Ostentacyjne ignorowanie katolików
Narracja kampanii wyborczej Donalda Trumpa krytykowała również Kamalę Harris za to, że ta prześwietlanie kandydatów na stanowiska sędziowskie pod kątem przynależności do Rycerzy Kolumba (największa na świecie katolicka organizacja świecka o charakterze charytatywnym), a także za wyciek notatki wewnętrznej FBI z Richmond, w której wyzwano do wszczęcia dochodzenia ws. rzekomych związków „radykalnych, tradycjonalistycznych katolików” ze „skrajnie prawicowym środowiskiem białych nacjonalistów”.

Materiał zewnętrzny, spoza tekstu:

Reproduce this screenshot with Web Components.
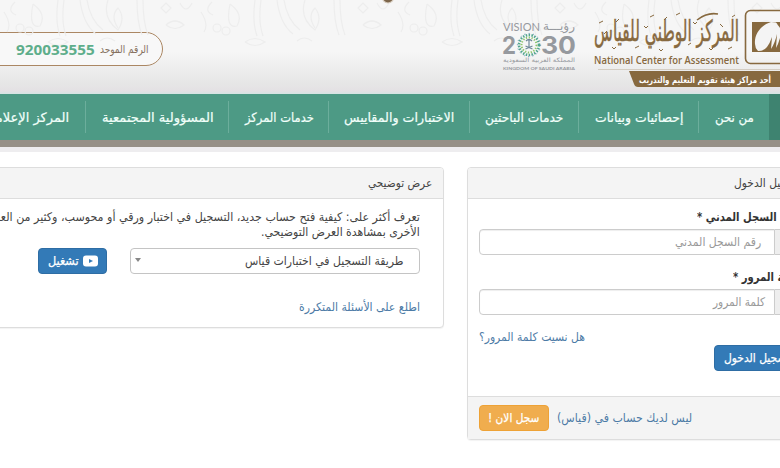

Donald Trump wskazał też, że Kamala Harris opuściła słynną, tradycyjną już kolację Ala Smitha, celem której jest zebranie funduszy na cele charytatywne dla katolików, a w której tradycyjnie uczestniczą kandydaci na prezydenta Stanów Zjednoczonych z obu największych partii
Kamala Harris jest kandydatką antychrześcijańskiej i antykatolickiej bigoterii. Ona się tym chwali. To jej polityka. Donald Trump jest kandydatem broniącym prawa do praktykowania wiary w sposób, jaki chcesz, zgodnie z Pierwszą Poprawką, ponieważ to są Stany Zjednoczone Ameryki i wierzymy w wolność religijną w tym kraju
— zaznaczył Vance.
„Jezus jest królem”
Setki osób brało udział w wiecu J.D. Vance mimo, że nie odbywał się on w głównym mieście stanu Wisconsin - Milwaukee. Pojawiło się wiele transparentów z napisami w stylu „Katolicy za Trumpem”.

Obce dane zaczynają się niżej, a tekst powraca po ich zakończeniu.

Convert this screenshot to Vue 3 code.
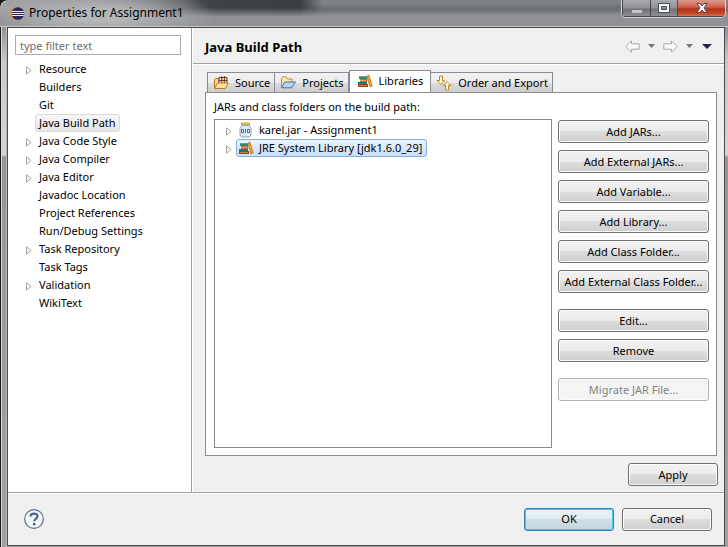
<script setup>
import { ref } from 'vue'

const filter = ref('')
const selectedPage = ref('Java Build Path')
const activeTab = ref('Libraries')
const selectedEntry = ref('jre')

const pages = [
  { name: 'Resource', parent: true },
  { name: 'Builders' },
  { name: 'Git' },
  { name: 'Java Build Path' },
  { name: 'Java Code Style', parent: true },
  { name: 'Java Compiler', parent: true },
  { name: 'Java Editor', parent: true },
  { name: 'Javadoc Location' },
  { name: 'Project References' },
  { name: 'Run/Debug Settings' },
  { name: 'Task Repository', parent: true },
  { name: 'Task Tags' },
  { name: 'Validation', parent: true },
  { name: 'WikiText' },
]

const tabs = ['Source', 'Projects', 'Libraries', 'Order and Export']

const entries = [
  { id: 'karel', label: 'karel.jar - Assignment1' },
  { id: 'jre', label: 'JRE System Library [jdk1.6.0_29]' },
]

const actionGroups = [
  ['Add JARs...', 'Add External JARs...', 'Add Variable...', 'Add Library...', 'Add Class Folder...', 'Add External Class Folder...'],
  ['Edit...', 'Remove'],
  ['Migrate JAR File...'],
]
</script>

<template>
  <div class="window">
    <header class="titlebar">
      <svg class="logo" viewBox="0 0 16 16" width="16" height="16" aria-hidden="true">
        <circle cx="6.4" cy="8.500" r="6.3" fill="#f08a1c" />
        <circle cx="7.900" cy="8.500" r="6.3" fill="#2f2657" />
        <path d="M2 6.500h11.800M1.600 8.500h12.600M2 10.500h11.800" stroke="#e9e8f5" />
      </svg>
      <h1 class="title">Properties for Assignment1</h1>
      <div class="controls">
        <button class="ctl min" disabled aria-label="Minimize">
          <svg viewBox="0 0 12 12" width="12" height="12"><path d="M1 8h10v3H1z" fill="#c4c6c8" /></svg>
        </button>
        <button class="ctl max" aria-label="Maximize">
          <svg viewBox="0 0 12 12" width="12" height="12">
            <path fill-rule="evenodd" d="M.5 1.500h11v9H.5zM3.500 4.500v3h5v-3z" fill="#f6f6f6" stroke="#4a4d5c" />
          </svg>
        </button>
        <button class="ctl close" aria-label="Close">
          <svg viewBox="0 0 12 12" width="12" height="12">
            <path d="M1 1.500h3l2 2.500 2-2.500h3l-3 4.300 3 4.700h-3L6 8l-2 2.500H1l3-4.700z" fill="#fff" stroke="#55455a" />
          </svg>
        </button>
      </div>
    </header>

    <main class="client">
      <div class="body">
        <nav class="sidebar" aria-label="Property pages">
          <input v-model="filter" class="filter" type="text" placeholder="type filter text" aria-label="Filter" />
          <ul class="tree">
            <li v-for="page in pages" :key="page.name" class="row">
              <span class="twist">
                <svg v-if="page.parent" viewBox="0 0 6 9" width="6" height="9"><path d="M.5.8v7.400L5 4.500z" fill="#fff" stroke="#a3a3a3" /></svg>
              </span>
              <button class="item" :class="{ chosen: page.name === selectedPage }" @click="selectedPage = page.name">{{ page.name }}</button>
            </li>
          </ul>
        </nav>

        <section class="page">
          <div class="pagehead">
            <h2 class="heading">Java Build Path</h2>
            <div class="history">
              <button class="nav" disabled aria-label="Back">
                <svg viewBox="0 0 15 13" width="15" height="13"><path d="M.8 6.500 6.500.8v3h7.700v5.400H6.500v3z" fill="#fafafa" stroke="#a9a9a9" stroke-linejoin="round" /></svg>
              </button>
              <button class="nav" disabled aria-label="Back history">
                <svg viewBox="0 0 7 4" width="7" height="4"><path d="M0 0h7L3.500 4z" fill="#77777b" /></svg>
              </button>
              <button class="nav" disabled aria-label="Forward">
                <svg viewBox="0 0 15 13" width="15" height="13"><path d="M14.200 6.500 8.500.8v3H.8v5.400h7.700v3z" fill="#fafafa" stroke="#a9a9a9" stroke-linejoin="round" /></svg>
              </button>
              <button class="nav" disabled aria-label="Forward history">
                <svg viewBox="0 0 7 4" width="7" height="4"><path d="M0 0h7L3.500 4z" fill="#77777b" /></svg>
              </button>
              <button class="nav menu" aria-label="Menu">
                <svg viewBox="0 0 10 5" width="10" height="5"><path d="M0 0h10L5 5z" fill="#2c1c55" /></svg>
              </button>
            </div>
          </div>

          <div class="content">
            <div class="tabs" role="tablist">
              <button
                v-for="tab in tabs"
                :key="tab"
                class="tab"
                :class="{ active: tab === activeTab }"
                role="tab"
                :aria-selected="tab === activeTab"
                @click="activeTab = tab"
              >
                <svg v-if="tab === 'Source'" viewBox="0 0 16 16" width="16" height="16" aria-hidden="true">
                  <path d="M1.500 13V4.500l1-1h3l1 1.500h6v8z" fill="#f6d58d" stroke="#b3741f" />
                  <path d="M6 2.500h8v6H6z" fill="#f3dcc0" stroke="#6b3c24" />
                  <path d="M8.700 1v7M11.400 1v7M5.500 5.500H14" stroke="#6b3c24" />
                  <path d="M1.500 13.500 4.500 8h10.700l-2.700 5.500z" fill="#fbe2a3" stroke="#bd7b24" stroke-linejoin="round" />
                </svg>
                <svg v-else-if="tab === 'Projects'" viewBox="0 0 16 16" width="16" height="16" aria-hidden="true">
                  <path d="M1.500 12.500v-9l1.300-1.700h3.400L7.500 4H12v3" fill="#fbe6a9" stroke="#c58f35" stroke-linejoin="round" />
                  <path d="M1.500 12.800 4.800 7h10.700l-4 5.800z" fill="#b9d8f7" stroke="#3b70bb" stroke-linejoin="round" />
                </svg>
                <svg v-else-if="tab === 'Libraries'" viewBox="0 0 16 16" width="16" height="16" aria-hidden="true">
                  <path d="M2 3h8v3H2z" fill="#2f8a72" /><path d="M2 3h8v1H2z" fill="#54a98d" />
                  <path d="M3 6h7v3H3z" fill="#d6622b" /><path d="M3 7h6v1H3z" fill="#f3a268" />
                  <path d="M1 9h9v2H1z" fill="#2b7280" />
                  <path d="M1 11h10v3H1z" fill="#8b4a1c" /><path d="M2 12h8v1H2z" fill="#c48345" />
                  <path d="m9.800 3 2.200-.8 3.300 10.600-2.500 1z" fill="#eaa42e" stroke="#b96f18" stroke-width=".7" />
                </svg>
                <svg v-else viewBox="0 0 16 16" width="16" height="16" aria-hidden="true">
                  <path d="M3.500 1h3v4.500h2L5 9.500 1 5.500h2.500z" fill="#fff7d8" stroke="#bd8a22" stroke-linejoin="round" />
                  <path d="M9.500 15h3v-4.500H15l-4-4-3.500 4h2z" fill="#fff7d8" stroke="#bd8a22" stroke-linejoin="round" />
                </svg>
                <span>{{ tab }}</span>
              </button>
            </div>

            <div class="pane" role="tabpanel">
              <p class="caption">JARs and class folders on the build path:</p>
              <div class="split">
                <ul class="list">
                  <li v-for="entry in entries" :key="entry.id" class="row">
                    <span class="twist">
                      <svg viewBox="0 0 6 9" width="6" height="9"><path d="M.5.8v7.400L5 4.500z" fill="#fff" stroke="#a3a3a3" /></svg>
                    </span>
                    <button class="entry" :class="{ picked: entry.id === selectedEntry }" @click="selectedEntry = entry.id">
                      <svg v-if="entry.id === 'karel'" viewBox="0 0 16 16" width="16" height="16" aria-hidden="true">
                        <path d="M3.500 1h8v2h-8z" fill="#f6dc7d" stroke="#c39a2b" />
                        <path d="M4 3.500h7l2 3V13l-1.500 2h-8L2 13V6.500z" fill="#dcebf8" stroke="#86a2c0" />
                        <path d="M3.500 7.500h2v3h-2zM7.500 7v4M9.500 7.500h2v3h-2z" fill="none" stroke="#4a5c78" stroke-width=".9" />
                      </svg>
                      <svg v-else viewBox="0 0 16 16" width="16" height="16" aria-hidden="true">
                        <path d="M2 3h8v3H2z" fill="#2f8a72" /><path d="M2 3h8v1H2z" fill="#54a98d" />
                        <path d="M3 6h7v3H3z" fill="#d6622b" /><path d="M3 7h6v1H3z" fill="#f3a268" />
                        <path d="M1 9h9v2H1z" fill="#2b7280" />
                        <path d="M1 11h10v3H1z" fill="#8b4a1c" /><path d="M2 12h8v1H2z" fill="#c48345" />
                        <path d="m9.800 3 2.200-.8 3.300 10.600-2.500 1z" fill="#eaa42e" stroke="#b96f18" stroke-width=".7" />
                      </svg>
                      <span>{{ entry.label }}</span>
                    </button>
                  </li>
                </ul>
                <div class="actions">
                  <div v-for="(group, i) in actionGroups" :key="i" class="group">
                    <button v-for="label in group" :key="label" class="btn" :disabled="label.startsWith('Migrate')">{{ label }}</button>
                  </div>
                </div>
              </div>
            </div>

            <div class="applybar">
              <button class="btn short">Apply</button>
            </div>
          </div>
        </section>
      </div>

      <footer class="footer">
        <button class="help" aria-label="Help">
          <svg viewBox="0 0 20 20" width="20" height="20">
            <circle cx="10" cy="10" r="9.300" fill="#f4f6f9" stroke="#5b7090" stroke-width="1.200" />
            <path d="M6.500 7.600C6.500 3.600 13.500 3.700 13.500 7.300c0 2.500-3.300 2.500-3.300 5" fill="none" stroke="#4c6690" stroke-width="2.200" />
            <circle cx="10.200" cy="15.200" r="1.400" fill="#4c6690" />
          </svg>
        </button>
        <button class="btn short primary">OK</button>
        <button class="btn short">Cancel</button>
      </footer>
    </main>
  </div>
</template>

<style>
body {
  margin: 0;
}
</style>

<style scoped>
* {
  box-sizing: border-box;
}
.window {
  min-height: 100vh;
  display: flex;
  flex-direction: column;
  padding: 0 3px 1px 7px;
  font-family: "Noto Sans", "Open Sans", sans-serif;
  font-size: 11px;
  line-height: 18px;
  color: #000;
  background:
    linear-gradient(90deg, #1b1b1b 1px, #d8d8d8 1px, #d8d8d8 2px, transparent 2px, transparent 6px, #bdbdbd 6px, #bdbdbd 7px, transparent 7px),
    linear-gradient(#8e9094 27px, #c9c9c9 60px, #d5d3d3 155px, #9a9696 157px, #a3a0a0);
}
button {
  font: inherit;
  color: inherit;
  border: 0;
  padding: 0;
  margin: 0;
  background: none;
}
svg {
  display: block;
  flex: none;
}
ul {
  list-style: none;
  margin: 0;
  padding: 0;
}

.titlebar {
  height: 27px;
  display: flex;
  align-items: center;
  margin: 0 -3px 0 -7px;
  padding: 0 2px 0 10px;
  border-bottom: 1px solid #c5c7c9;
  background:
    radial-gradient(circle 7px at 7px 7px, transparent 5px, #d0d0d0 6px, #1b1b1b 7px) 0 0 / 6px 6px no-repeat,
    radial-gradient(ellipse 120px 26px at 98px 15px, #b4b5b7 25%, #b4b5b700),
    linear-gradient(transparent 8px, #8f9195 17px),
    linear-gradient(90deg, #a0a1a3 0, #85878a 100px, #5c6063 180px, #3f4345 210px, #3b3f41 300px, #3b3f4100 322px),
    linear-gradient(#808286 0, #7e8084 4px, #5f6467 11px, #8f9195 17px, #96989c);
}
.title {
  margin: 0 auto 0 3px;
  font-size: 12px;
  font-weight: 400;
}
.controls {
  align-self: flex-start;
  display: flex;
  height: 18px;
  border: 1px solid #d5d5d8;
  border-top: 0;
  border-radius: 0 0 5px 5px;
  overflow: hidden;
}
.ctl {
  display: flex;
  align-items: center;
  justify-content: center;
  width: 27px;
  border: 1px solid #45474a;
  border-width: 0 0 1px 1px;
  background: linear-gradient(#a9abae 0, #8f9194 8px, #6f7175 9px, #8d8f93);
}
.min {
  width: 28px;
}
.close {
  width: 48px;
  background: linear-gradient(#dc9a8a 0, #cb6450 7px, #b32f17 9px, #c8502c 14px, #d8754e);
}

.client {
  flex: 1;
  display: flex;
  flex-direction: column;
  border: 1px solid #47484a;
  background: #f0f0f0;
}
.body {
  flex: 1;
  display: flex;
}
.sidebar {
  flex: none;
  width: 184px;
  padding: 7px 10px 0 7px;
  border-right: 1px solid #a0a0a0;
  background: #fff;
}
.filter {
  display: block;
  width: 100%;
  height: 20px;
  padding: 0 4px;
  border: 1px solid #abadb3;
  font: inherit;
}
.filter::placeholder {
  color: #6d6d6d;
  opacity: 1;
}
.tree {
  padding: 5px 0 0 8px;
}
.row {
  display: flex;
  align-items: center;
  height: 18px;
}
.twist {
  width: 12px;
  padding: 2px 0 0 3px;
}
.item {
  height: 18px;
  line-height: 16px;
  padding: 0 3px;
  border: 1px solid transparent;
  border-radius: 3px;
}
.chosen {
  border-color: #d9d9d9;
  background: linear-gradient(#f8f8f8, #e5e5e5);
}

.page {
  flex: 1;
  min-width: 0;
  display: flex;
  flex-direction: column;
  border-left: 1px solid #fff;
}
.pagehead {
  display: flex;
  align-items: center;
  justify-content: space-between;
  height: 36px;
  padding: 0 12px;
  border-bottom: 1px solid #a0a0a0;
}
.heading {
  margin: 0;
  padding-top: 2px;
  font-size: 13px;
  font-weight: 700;
}
.history {
  display: flex;
  align-items: center;
  gap: 8px;
  padding-top: 1px;
}
.menu {
  margin-left: 1px;
}
.content {
  flex: 1;
  display: flex;
  flex-direction: column;
  padding: 5px 7px 6px 12px;
  border-top: 1px solid #fff;
}
.tabs {
  display: flex;
  align-items: flex-end;
  padding-left: 2px;
}
.tab {
  display: flex;
  align-items: center;
  gap: 6px;
  height: 20px;
  padding: 0 4px 0 5px;
  border: 1px solid #898c95;
  border-bottom: 0;
  background: linear-gradient(#f2f2f2, #ebebeb 50%, #dddddd 50%, #cdcdcd);
}
.tab + .tab {
  border-left: 0;
}
.tab.active {
  height: 23px;
  padding: 0 7px 2px;
  margin-bottom: -1px;
  border-left: 1px solid #898c95;
  background: #fff;
}
.pane {
  flex: 1;
  display: flex;
  flex-direction: column;
  padding: 5px 7px 7px 8px;
  border: 1px solid #898c95;
  background: #fff;
}
.caption {
  margin: 0 0 3px;
}
.split {
  flex: 1;
  display: flex;
  gap: 6px;
}
.list {
  flex: 1;
  min-width: 0;
  padding: 1px 0 0 8px;
  border: 1px solid #828790;
}
.entry {
  display: flex;
  align-items: center;
  gap: 5px;
  height: 18px;
  line-height: 16px;
  margin-left: 1px;
  padding: 0 4px 0 1px;
  border: 1px solid transparent;
  border-radius: 3px;
}
.picked {
  border-color: #84acdd;
  background: linear-gradient(#ebf3fd, #c6dffb);
}
.actions {
  flex: none;
  width: 151px;
  display: flex;
  flex-direction: column;
  gap: 16px;
  padding-top: 1px;
}
.group {
  display: flex;
  flex-direction: column;
  gap: 7px;
}
.btn {
  height: 23px;
  border: 1px solid #707070;
  border-radius: 3px;
  white-space: nowrap;
  background: linear-gradient(#f2f2f2, #ebebeb 50%, #dddddd 50%, #cfcfcf);
  box-shadow: inset 0 0 0 1px #fbfbfb;
}
.btn:disabled {
  color: #838383;
  border-color: #adb2b5;
  background: #f4f4f4;
}
.short {
  width: 90px;
}
.primary {
  border-color: #3c7fb1;
  background: linear-gradient(#eaf3f7, #e0ecf1 50%, #cfdde4 50%, #c6d5dc);
  box-shadow: inset 0 0 0 1px #48c8ee;
}
.applybar {
  display: flex;
  justify-content: flex-end;
  padding-top: 7px;
}
.applybar .btn {
  margin-right: -1px;
}
.footer {
  display: flex;
  align-items: center;
  gap: 8px;
  height: 53px;
  padding: 0 12px 0 16px;
  border-top: 1px solid #a0a0a0;
  box-shadow: inset 0 1px #fff;
}
.help {
  margin-right: auto;
}
</style>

Wiem, że wszyscy się za mnie modlicie i wiem, że mamy wielu „Katolików dla Trumpa”. Widzę tu znaki. Dziękuję wam, „Katolicy dla Trumpa”
— dziękował Vance.
Doszło też do ciekawej sytuacji, kiedy podczas przemówienia J.D. Vance’a jeden z uczestników wiecu krzyknął „Jezus jest królem”.
Tak, to prawda — Jezus jest królem
— przyznał Vance i otrzymał głośny aplauz.
Niezależnie od tego, czy jesteś osobą wyznającą wiarę chrześcijańską, czy nie, Donald Trump i ja będziemy walczyć o twoje prawo do życia zgodnie z twoimi wartościami, ponieważ chroni je Pierwsza Poprawka
— zaznaczył republikański kandydat na wiceprezydenta USA.